TO BE DONE ->
Give every line back verbatim, dropping all images.

DATASET SECTION ->

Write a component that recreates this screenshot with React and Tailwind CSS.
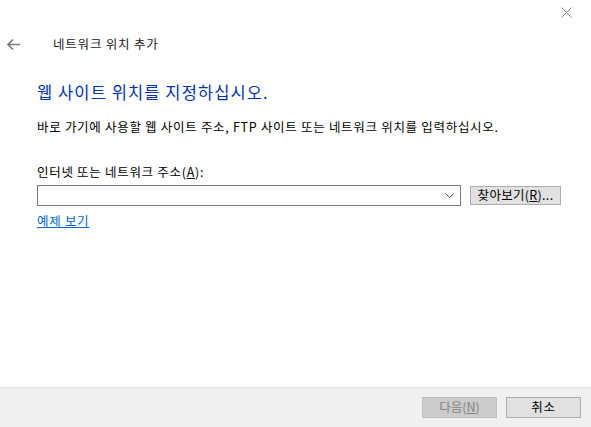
import React from 'react'

const font = { fontFamily: '"Noto Sans CJK KR", "Malgun Gothic", sans-serif' }

const App = () => {
  return (
    <div className="w-[591px] h-[427px] bg-white flex flex-col text-[12.5px] tracking-[0.7px] text-black" style={font}>
      {/* title bar */}
      <div className="h-[30px] flex justify-end">
        <div className="w-[46px] h-[30px] flex items-start justify-center pt-[7px] pr-[4px]">
          <svg width="11" height="11" viewBox="0 0 11 11">
            <path d="M0.5 0.5L10.5 10.5M10.5 0.5L0.5 10.5" stroke="#8a8a8a" strokeWidth="1" />
          </svg>
        </div>
      </div>

      {/* wizard header */}
      <div className="h-[28px] flex items-center">
        <div className="w-[53px] pl-[7px] flex items-center">
          <svg width="13" height="11" viewBox="0 0 13 11">
            <path d="M6 0.5L1 5.5L6 10.5M1 5.5H13" stroke="#7a7a7a" strokeWidth="1.6" fill="none" />
          </svg>
        </div>
        <span className="tracking-[0.8px] text-[#1a1a1a]">네트워크 위치 추가</span>
      </div>

      {/* content */}
      <div className="pl-[37px] flex flex-col">
        <h1 className="mt-[23px] text-[16.5px] tracking-[1.1px] leading-[22px] text-[#0033b0]">웹 사이트 위치를 지정하십시오.</h1>
        <p className="mt-[15px] leading-[18px]">바로 가기에 사용할 웹 사이트 주소, FTP 사이트 또는 네트워크 위치를 입력하십시오.</p>

        <label className="mt-[27px] leading-[18px]">
          인터넷 또는 네트워크 주소(<span className="underline">A</span>):
        </label>
        <div className="mt-[4px] flex items-center">
          <div className="shrink-0 w-[424px] h-[21px] border border-[#7a7a7a] flex items-center justify-end pr-[6px]">
            <svg width="9" height="5" viewBox="0 0 9 5">
              <path d="M0.5 0.5L4.5 4.5L8.5 0.5" stroke="#555" strokeWidth="1" fill="none" />
            </svg>
          </div>
          <button className="shrink-0 ml-[9px] w-[91px] h-[19px] bg-[#e1e1e1] border border-[#adadad] flex items-center justify-center leading-none tracking-[0.3px]">
            찾아보기(<span className="underline">R</span>)...
          </button>
        </div>
        <a className="mt-[6px] w-fit text-[#0066cc] underline leading-[18px] cursor-pointer">예제 보기</a>
      </div>

      <div className="flex-1" />

      {/* footer */}
      <div className="h-[40px] bg-[#f0f0f0] border-t border-[#dfdfdf] flex items-center justify-end gap-[9px] pr-[10px]">
        <button disabled className="w-[75px] h-[21px] bg-[#cccccc] border border-[#bfbfbf] text-[#838383] flex items-center justify-center tracking-normal">
          다음(<span className="underline">N</span>)
        </button>
        <button className="w-[75px] h-[21px] bg-[#e1e1e1] border border-[#adadad] flex items-center justify-center">
          취소
        </button>
      </div>
    </div>
  )
}

export default App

RESULT OF THE EXERCISE ->
Write a component that recreates this screenshot with React and Tailwind CSS.
import React from 'react'

const font = { fontFamily: '"Noto Sans CJK KR", "Malgun Gothic", sans-serif' }

const App = () => {
  return (
    <div className="w-[591px] h-[427px] bg-white flex flex-col text-[12.5px] tracking-[0.7px] text-black" style={font}>
      {/* title bar */}
      <div className="h-[30px] flex justify-end">
        <div className="w-[46px] h-[30px] flex items-start justify-center pt-[7px] pr-[4px]">
          <svg width="11" height="11" viewBox="0 0 11 11">
            <path d="M0.5 0.5L10.5 10.5M10.5 0.5L0.5 10.5" stroke="#8a8a8a" strokeWidth="1" />
          </svg>
        </div>
      </div>

      {/* wizard header */}
      <div className="h-[28px] flex items-center">
        <div className="w-[53px] pl-[7px] flex items-center">
          <svg width="13" height="11" viewBox="0 0 13 11">
            <path d="M6 0.5L1 5.5L6 10.5M1 5.5H13" stroke="#7a7a7a" strokeWidth="1.6" fill="none" />
          </svg>
        </div>
        <span className="tracking-[0.8px] text-[#1a1a1a]">네트워크 위치 추가</span>
      </div>

      {/* content */}
      <div className="pl-[37px] flex flex-col">
        <h1 className="mt-[23px] text-[16.5px] tracking-[1.1px] leading-[22px] text-[#0033b0]">웹 사이트 위치를 지정하십시오.</h1>
        <p className="mt-[15px] leading-[18px]">바로 가기에 사용할 웹 사이트 주소, FTP 사이트 또는 네트워크 위치를 입력하십시오.</p>

        <label className="mt-[27px] leading-[18px]">
          인터넷 또는 네트워크 주소(<span className="underline">A</span>):
        </label>
        <div className="mt-[4px] flex items-center">
          <div className="shrink-0 w-[424px] h-[21px] border border-[#7a7a7a] flex items-center justify-end pr-[6px]">
            <svg width="9" height="5" viewBox="0 0 9 5">
              <path d="M0.5 0.5L4.5 4.5L8.5 0.5" stroke="#555" strokeWidth="1" fill="none" />
            </svg>
          </div>
          <button className="shrink-0 ml-[9px] w-[91px] h-[19px] bg-[#e1e1e1] border border-[#adadad] flex items-center justify-center leading-none tracking-[0.3px]">
            찾아보기(<span className="underline">R</span>)...
          </button>
        </div>
        <a className="mt-[6px] w-fit text-[#0066cc] underline leading-[18px] cursor-pointer">예제 보기</a>
      </div>

      <div className="flex-1" />

      {/* footer */}
      <div className="h-[40px] bg-[#f0f0f0] border-t border-[#dfdfdf] flex items-center justify-end gap-[9px] pr-[10px]">
        <button disabled className="w-[75px] h-[21px] bg-[#cccccc] border border-[#bfbfbf] text-[#838383] flex items-center justify-center tracking-normal">
          다음(<span className="underline">N</span>)
        </button>
        <button className="w-[75px] h-[21px] bg-[#e1e1e1] border border-[#adadad] flex items-center justify-center">
          취소
        </button>
      </div>
    </div>
  )
}

export default App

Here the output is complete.